Portland-based NW Natural has been on the frontiers of this movement. The company has experimented with blends of hydrogen in pipelines, cooktops, water heaters and appliances.
Then last October, the utility announced a partnership with Eugene Water & Electric Board to operate a 5-megawatt electrolyzer that will produce green hydrogen. Some of it then will be combined with carbon dioxide in a thermal process to create the chemical equivalent of natural gas.
“We’re focused on getting as much low-cost renewable gas to our customers as possible,” said Chris Kroeker, emerging technology manager at NW Natural. “And we’re preparing for that future.”
If the natural gas utilities do turn to hydrogen, they could soak up a lot of this fuel.
To substitute hydrogen for a fifth of the U.S. gas now delivered to residents, businesses and industry would require 30 million tons of hydrogen. If that hydrogen was to be produced by electrolyzers, it would require a generating capacity equivalent to nearly 16 percent of the entire U.S. power industry output, according to an analysis of U.S. Energy Information Administration statistics.
The gas industry’s vision for hydrogen is getting pushback from some environmentalists who advocate for the development of green hydrogen but caution against proposals that could cost consumers a lot of money and fail to meet an urgent agenda of reducing global greenhouse gases.
“It (hydrogen) can do all these things. But is it the best solution for all of them? Absolutely not,” said Rachel Fakhry, a policy analyst for the Natural Resources Defense Council. “We don’t want to see hydrogen being forced into all these applications where it doesn’t make sense.”
Some researchers also are skeptical. They argue that hydrogen should be reserved for the “last mile” of carbon reduction, or in ways that electricity and batteries fall short.
“Technically, yes, you could burn it (hydrogen) in your house. The question is, whether we should?” said Peters, the National Renewables Energy Laboratory project manager.

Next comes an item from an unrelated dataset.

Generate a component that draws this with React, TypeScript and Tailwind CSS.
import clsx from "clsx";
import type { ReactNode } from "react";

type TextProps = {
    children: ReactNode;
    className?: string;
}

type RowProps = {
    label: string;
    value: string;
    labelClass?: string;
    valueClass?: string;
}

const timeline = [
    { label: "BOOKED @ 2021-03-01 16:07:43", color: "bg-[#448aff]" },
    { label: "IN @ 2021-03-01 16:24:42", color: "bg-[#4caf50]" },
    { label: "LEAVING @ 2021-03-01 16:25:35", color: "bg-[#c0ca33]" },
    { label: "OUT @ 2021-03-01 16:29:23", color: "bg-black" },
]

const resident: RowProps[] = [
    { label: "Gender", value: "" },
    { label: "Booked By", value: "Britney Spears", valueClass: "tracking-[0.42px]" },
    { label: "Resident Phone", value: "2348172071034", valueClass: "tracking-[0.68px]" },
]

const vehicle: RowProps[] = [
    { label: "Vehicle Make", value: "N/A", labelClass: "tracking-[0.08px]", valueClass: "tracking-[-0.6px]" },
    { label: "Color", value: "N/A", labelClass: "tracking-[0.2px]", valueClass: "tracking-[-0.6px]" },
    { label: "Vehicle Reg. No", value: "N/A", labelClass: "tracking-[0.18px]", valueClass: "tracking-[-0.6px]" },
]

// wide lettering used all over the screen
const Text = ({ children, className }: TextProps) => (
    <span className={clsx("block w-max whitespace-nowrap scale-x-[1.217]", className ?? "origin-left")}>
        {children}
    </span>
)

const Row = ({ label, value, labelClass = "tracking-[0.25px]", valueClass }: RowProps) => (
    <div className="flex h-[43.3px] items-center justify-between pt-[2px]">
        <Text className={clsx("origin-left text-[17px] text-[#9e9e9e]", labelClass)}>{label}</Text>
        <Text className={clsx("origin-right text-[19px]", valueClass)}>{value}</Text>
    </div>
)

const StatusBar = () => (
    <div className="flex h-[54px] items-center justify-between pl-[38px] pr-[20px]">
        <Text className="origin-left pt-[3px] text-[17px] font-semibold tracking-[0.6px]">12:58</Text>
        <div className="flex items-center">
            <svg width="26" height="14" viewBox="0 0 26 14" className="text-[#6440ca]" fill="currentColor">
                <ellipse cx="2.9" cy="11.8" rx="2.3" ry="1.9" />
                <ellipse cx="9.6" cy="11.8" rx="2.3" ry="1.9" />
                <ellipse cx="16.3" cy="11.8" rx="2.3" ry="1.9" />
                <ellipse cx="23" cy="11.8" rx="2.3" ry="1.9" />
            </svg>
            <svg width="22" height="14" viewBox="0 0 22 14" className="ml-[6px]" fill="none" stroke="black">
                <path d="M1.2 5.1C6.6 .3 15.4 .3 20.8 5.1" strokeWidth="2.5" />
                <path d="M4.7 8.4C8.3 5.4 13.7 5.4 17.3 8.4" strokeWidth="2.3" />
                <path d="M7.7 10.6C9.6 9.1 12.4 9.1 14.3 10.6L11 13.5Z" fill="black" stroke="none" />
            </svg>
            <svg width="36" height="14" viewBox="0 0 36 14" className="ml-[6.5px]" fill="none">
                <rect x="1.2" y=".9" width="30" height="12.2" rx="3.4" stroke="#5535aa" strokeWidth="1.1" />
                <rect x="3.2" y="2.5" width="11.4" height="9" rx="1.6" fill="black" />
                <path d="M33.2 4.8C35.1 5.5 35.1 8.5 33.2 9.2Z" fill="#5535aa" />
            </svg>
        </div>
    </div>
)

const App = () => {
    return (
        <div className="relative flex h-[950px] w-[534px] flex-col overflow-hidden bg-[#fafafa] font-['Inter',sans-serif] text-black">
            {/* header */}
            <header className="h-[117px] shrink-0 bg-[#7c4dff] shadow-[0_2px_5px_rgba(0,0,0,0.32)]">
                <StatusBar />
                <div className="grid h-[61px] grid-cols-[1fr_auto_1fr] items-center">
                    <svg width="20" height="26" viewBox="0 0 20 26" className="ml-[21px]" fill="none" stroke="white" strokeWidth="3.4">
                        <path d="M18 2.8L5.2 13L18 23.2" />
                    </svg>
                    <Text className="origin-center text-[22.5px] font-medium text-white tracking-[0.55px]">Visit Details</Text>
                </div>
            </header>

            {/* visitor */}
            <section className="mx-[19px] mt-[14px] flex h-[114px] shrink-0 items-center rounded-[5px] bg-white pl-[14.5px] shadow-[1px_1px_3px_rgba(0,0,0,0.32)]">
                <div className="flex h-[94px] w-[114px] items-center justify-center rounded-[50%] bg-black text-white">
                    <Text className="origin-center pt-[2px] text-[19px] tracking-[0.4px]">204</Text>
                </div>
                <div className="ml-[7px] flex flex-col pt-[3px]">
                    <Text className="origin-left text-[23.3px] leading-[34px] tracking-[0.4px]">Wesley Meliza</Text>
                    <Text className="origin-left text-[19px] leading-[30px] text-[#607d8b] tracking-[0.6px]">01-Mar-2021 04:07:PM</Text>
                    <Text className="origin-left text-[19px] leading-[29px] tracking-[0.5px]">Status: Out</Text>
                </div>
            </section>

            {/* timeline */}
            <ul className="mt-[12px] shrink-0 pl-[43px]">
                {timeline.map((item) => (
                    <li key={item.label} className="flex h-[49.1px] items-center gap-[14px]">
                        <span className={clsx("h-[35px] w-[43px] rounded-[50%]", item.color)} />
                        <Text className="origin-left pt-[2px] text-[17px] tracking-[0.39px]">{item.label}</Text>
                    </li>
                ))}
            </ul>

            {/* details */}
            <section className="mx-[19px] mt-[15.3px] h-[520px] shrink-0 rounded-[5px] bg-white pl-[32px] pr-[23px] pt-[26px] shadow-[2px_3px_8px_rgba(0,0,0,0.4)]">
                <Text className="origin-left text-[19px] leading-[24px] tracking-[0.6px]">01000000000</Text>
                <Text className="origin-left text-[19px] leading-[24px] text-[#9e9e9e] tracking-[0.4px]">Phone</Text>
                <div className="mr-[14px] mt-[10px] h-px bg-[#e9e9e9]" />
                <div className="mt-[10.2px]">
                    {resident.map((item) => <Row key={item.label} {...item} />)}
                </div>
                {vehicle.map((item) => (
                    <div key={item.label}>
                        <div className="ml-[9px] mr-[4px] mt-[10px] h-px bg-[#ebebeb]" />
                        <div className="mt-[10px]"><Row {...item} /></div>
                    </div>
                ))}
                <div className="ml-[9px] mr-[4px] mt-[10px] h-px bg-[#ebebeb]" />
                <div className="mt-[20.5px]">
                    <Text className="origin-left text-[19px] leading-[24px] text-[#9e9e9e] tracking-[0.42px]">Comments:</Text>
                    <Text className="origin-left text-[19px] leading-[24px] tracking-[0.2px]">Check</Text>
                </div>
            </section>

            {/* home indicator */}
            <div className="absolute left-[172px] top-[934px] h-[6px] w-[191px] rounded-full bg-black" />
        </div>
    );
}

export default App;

This month in East Wenatchee, earthmovers are now preparing the utility’s district site for the arrival of the Cummins electrolyzer. Sometime toward the end of the year, the first tons of hydrogen are expected to be pulled from well water, and the gas then will be transferred into tanker trucks to be hauled away.
Some is contracted to be sold at a new hydrogen fuel station that will be set up in Western Washington. Some will go to power forklifts. The rest will go to other buyers.
At least for the next year, Douglas County is likely to be the only producer of green hydrogen in Washington. But other public utility districts also operate dams. If things go well, they may join the scramble to hydrogen.
“I’d like to think our neighbors are closely watching us,” said Aaron Viebrock, a Douglas County utility district commissioner.